As for "legitimation" being the primary support of capitalist relations - Haven't we been down this road before, with Habermas to some extent? Habermas's argument went something like this: because of the shift to real subsumption, communication (and 'the public sphere') become the principal sites of legitimation. Sound familiar? Habermas, however, was making these arguments from the late 1960s.

I thought I'd append this, post the first 'save', because it kind of informs part of the above. I've been pondering 'public sphere' stuff a bit lately, along with Brett -- we extended the short 'Physiognomy of Origin' piece into a longer article, just finished and sent off yesterday, or was it the day before ... Part of the reason for this, of course, is that the events there discussed raise a whole lot of questions about people's relationship + approach to 'the public sphere', whether conceived as a kind of ephereal but nevertheless singular space in which all public communication happens and against which it's possible to define politics and their effectivity, virtue, etc -- or whether more concretely as a question of whether to send letters to the newspaper, etc. Of course, the first has a definite relation to the latter; but the latter doesn't have to be driven by the former.

Anyway, Geoff Elay argues that the notion of 'the public sphere' is 'useful for activating a sense of ordinary and efficacious citizenship today.' ['Politics, Culture, and the Public Sphere' Positions: 10.1 (2002)] A fairly standard, dull commonplace of liberal rhetoricity, which is to say: a convenient, metaphysical distancing of the 'efficacious citizen' from its nationalist (not to mention 'hard working') registers.

Elsewhere, Jodi Dean -- "Cybersalons and Civil Society: Rethinking the Public Sphere in Transnational Technoculture" [Public Culture 13.2 (2001)] -- argues for replacing the concept of 'public sphere' with that of 'civil society', because 'Unlike a view of the public sphere that limits the political to rational conversation among people who respect each other as equals, the concept of civil society is part of a political theory that acknowledges that politics is about unequal exchanges among people who have fundamentally different ways of reasoning, who have differing conceptions of what is normal and what is appropriate. Unlike theories based on the public sphere, those employing a concept of civil society can interrogate processes of normalization and fundamentalization that seek to bound and limit what can be understood as politics. Such theories may even be able to conceive of everyday actions and interactions as contributions to a vital democracy.'

And while I think Dean's effort to shift from the Habermasian fantasy of 'the public sphere' is a good one, I'm not sure it's possible to insist on quite such a distance between 'democracy', 'civil society' and, well, the Habermasian fantasy.
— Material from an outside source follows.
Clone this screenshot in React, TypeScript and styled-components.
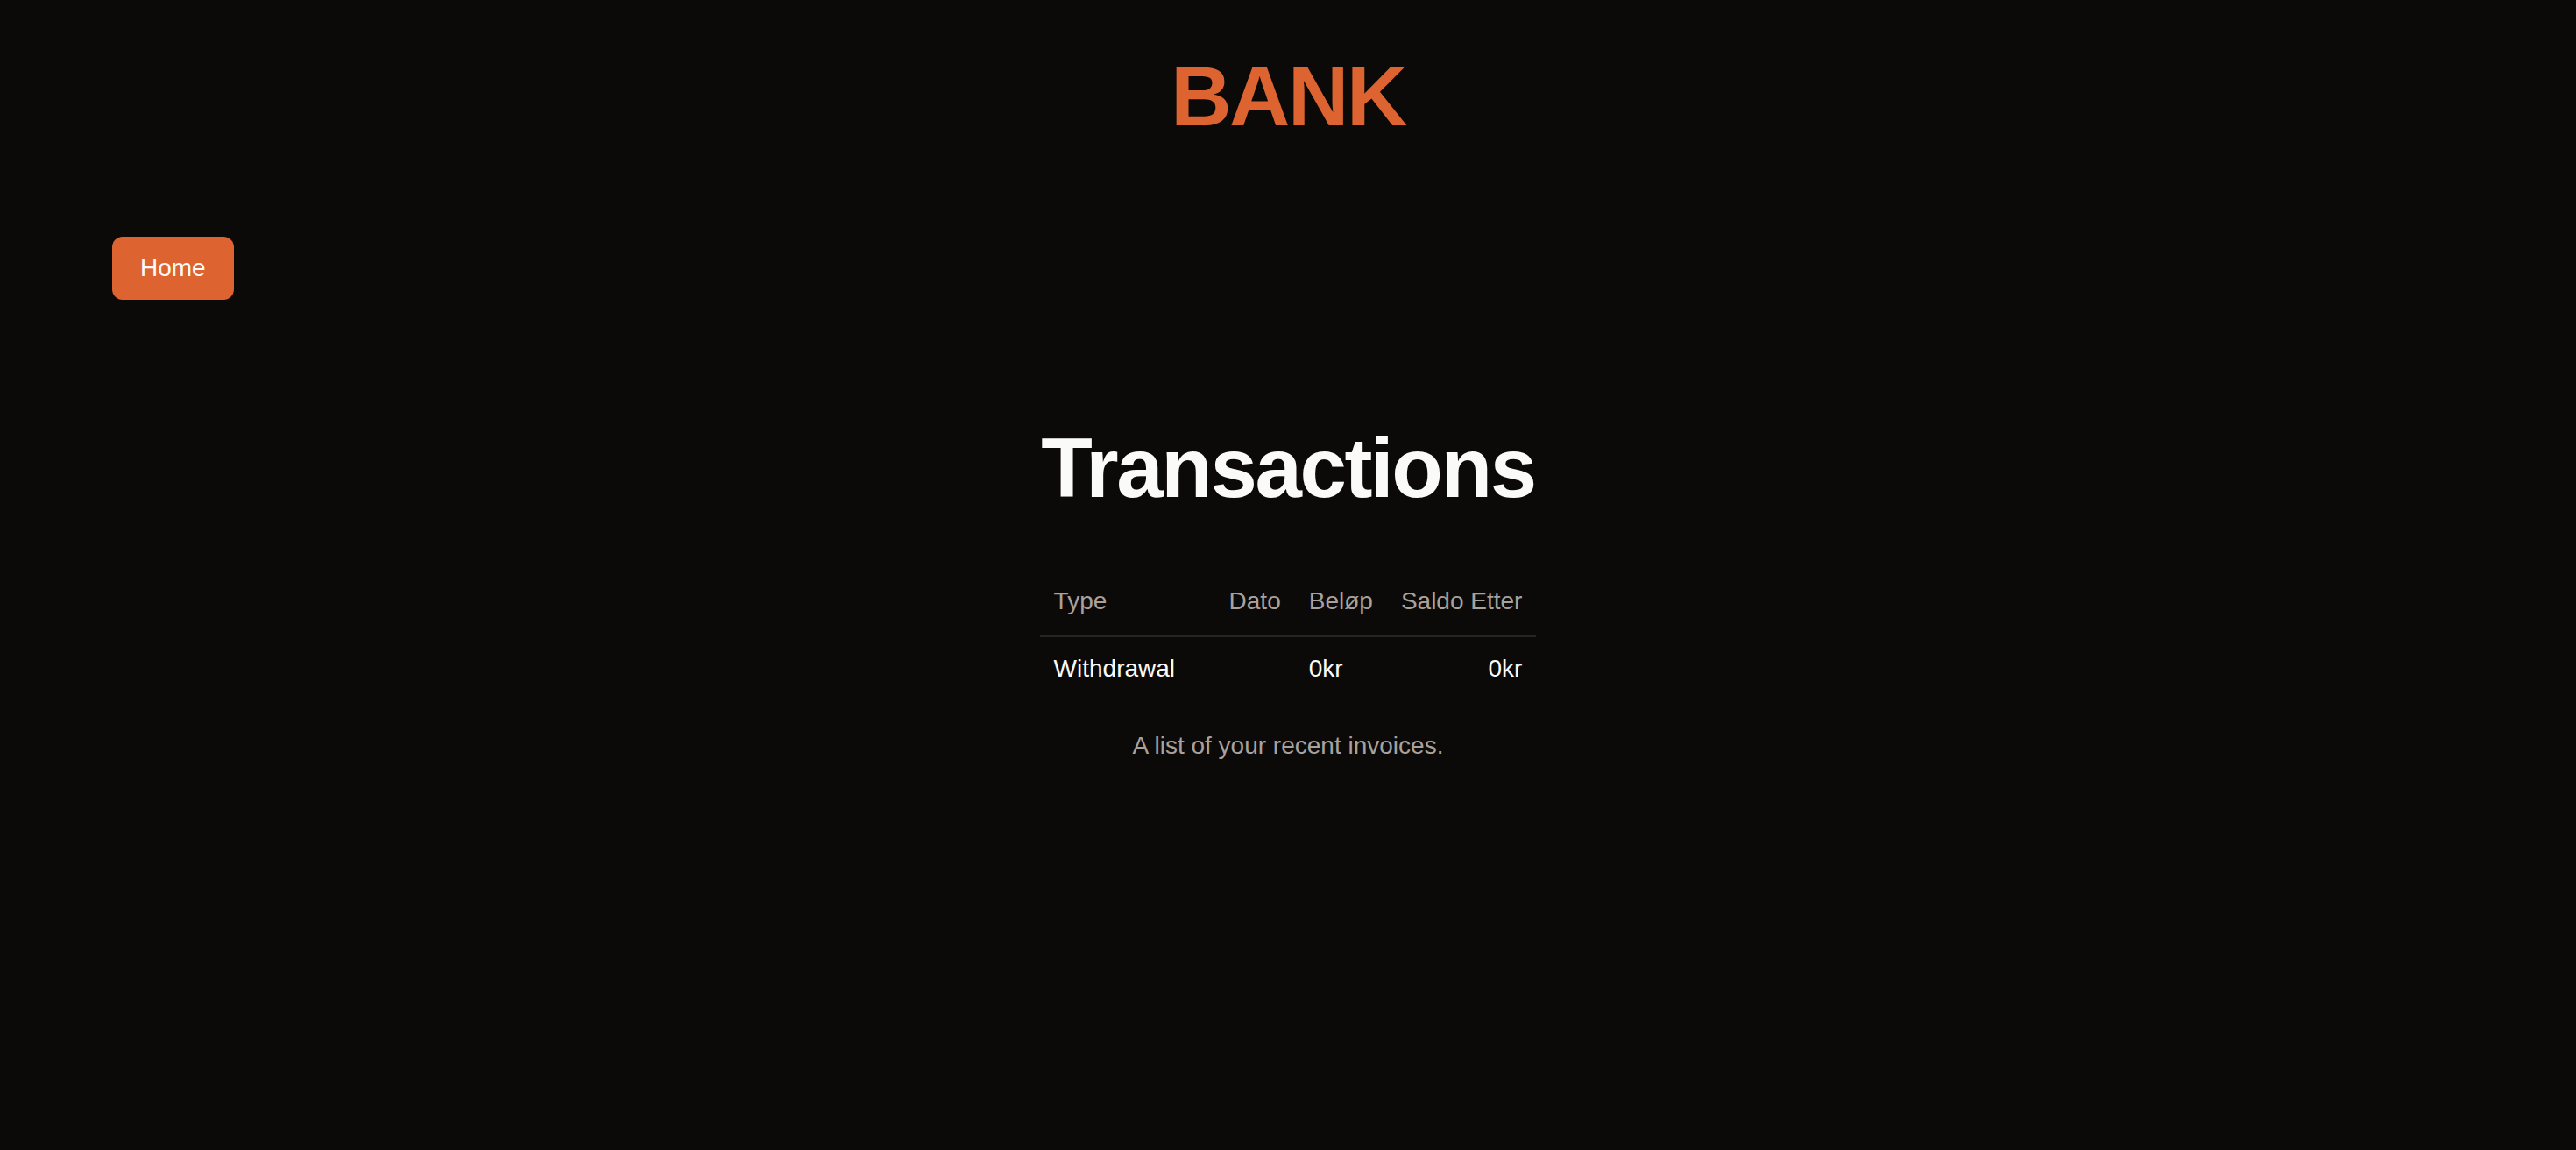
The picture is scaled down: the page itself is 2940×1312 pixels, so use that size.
import styled, { createGlobalStyle } from 'styled-components'

const GlobalStyle = createGlobalStyle`
  html, body {
    margin: 0;
    padding: 0;
    background: #0c0a09;
    color: #fafaf9;
    font-family: "Liberation Sans", Arial, sans-serif;
  }
  * { box-sizing: border-box; }
`

const Page = styled.div`
  min-height: 1312px;
  display: flex;
  flex-direction: column;
  padding: 62px 128px 0;
`

const Logo = styled.h1`
  margin: 0;
  text-align: center;
  font-size: 96px;
  line-height: 96px;
  font-weight: 700;
  letter-spacing: -0.025em;
  color: #dd6430;
`

const Nav = styled.nav`
  display: flex;
  margin-top: 112px;
`

const NavButton = styled.button`
  height: 72px;
  padding: 0 32px;
  border: none;
  border-radius: 12px;
  background: #dd6430;
  color: #fafaf9;
  font-family: inherit;
  font-size: 28px;
  line-height: 40px;
  cursor: pointer;
`

const Main = styled.main`
  display: flex;
  flex-direction: column;
  align-items: center;
  margin-top: 144px;
`

const Title = styled.h2`
  margin: 0;
  font-size: 96px;
  line-height: 96px;
  font-weight: 700;
  letter-spacing: -0.025em;
  color: #fafaf9;
`

const Table = styled.table`
  margin-top: 64px;
  border-collapse: collapse;
  font-size: 28px;
  line-height: 40px;
`

const Caption = styled.caption`
  caption-side: bottom;
  margin-top: 32px;
  color: #a8a29e;
`

const HeadRow = styled.tr`
  border-bottom: 2px solid #292524;
`

const Th = styled.th<{ $right?: boolean; $w?: number }>`
  height: 80px;
  padding: 0 16px;
  text-align: ${({ $right }) => ($right ? 'right' : 'left')};
  vertical-align: middle;
  font-weight: 400;
  color: #a8a29e;
  white-space: nowrap;
  ${({ $w }) => ($w ? `width: ${$w}px;` : '')}
`

const Td = styled.td<{ $right?: boolean }>`
  padding: 16px;
  text-align: ${({ $right }) => ($right ? 'right' : 'left')};
  vertical-align: middle;
  white-space: nowrap;
`

const rows = [{ type: 'Withdrawal', dato: '', belop: '0kr', saldo: '0kr' }]

export default function App() {
  return (
    <>
      <GlobalStyle />
      <Page>
        <Logo>BANK</Logo>
        <Nav>
          <NavButton>Home</NavButton>
        </Nav>
        <Main>
          <Title>Transactions</Title>
          <Table>
            <Caption>A list of your recent invoices.</Caption>
            <thead>
              <HeadRow>
                <Th $w={200}>Type</Th>
                <Th>Dato</Th>
                <Th>Beløp</Th>
                <Th $right>Saldo Etter</Th>
              </HeadRow>
            </thead>
            <tbody>
              {rows.map((r, i) => (
                <tr key={i}>
                  <Td>{r.type}</Td>
                  <Td>{r.dato}</Td>
                  <Td>{r.belop}</Td>
                  <Td $right>{r.saldo}</Td>
                </tr>
              ))}
            </tbody>
          </Table>
        </Main>
      </Page>
    </>
  )
}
Which, in any case, is founded on the workings of abstract labour, equivalence, etc, even if it assumes their hierarchical, segmented aspects more clearly. Dean noted that there are problems with the 'civil society' thing: 'if civil society as mediatized cyberia is implicated in the spread of transnational corporate technoculture, it may seem as if opportunities for critique of the market as well as of new forms of colonial expansion are lost.'

Indeed, but that gets put aside, ultimately in favour of upholding 'critical democratic theory' -- 'it may seem as if democracy itself is compromised as an ideal.' And what would be the danger, exactly, of setting aside this ideal once and for all? No doubt the implict, unexplored answer here is 'tyranny', but to the extent that it remains unexplored, the question of the complicity of 'critical democratic theory' with the tyranny of the market, the spread of transnational corporate technoculture and colonial expansion is well and truly set aside. One question lurking on the edge of this is the extent to which the injunction to participate in 'the public sphere' -- or even more directly, 'civil society' -- is actually the demand on cognitive labour to send itself to market. In other words: a real confusion between the pursuit of freedom and the freedoms of the market.

A much better account of the rhetorics of citizenship is here. In this case, an argument by the often-excellent Werner Bonefeld about the 'repubic of debt', linking the rise of precarious work with the rise of citizenship talk. Not to mention an refreshingly good argument for why talking about cognitive labour as the exemplar of precarious labour is politically, historically dodgy.

Dean does have a nice pic on her site.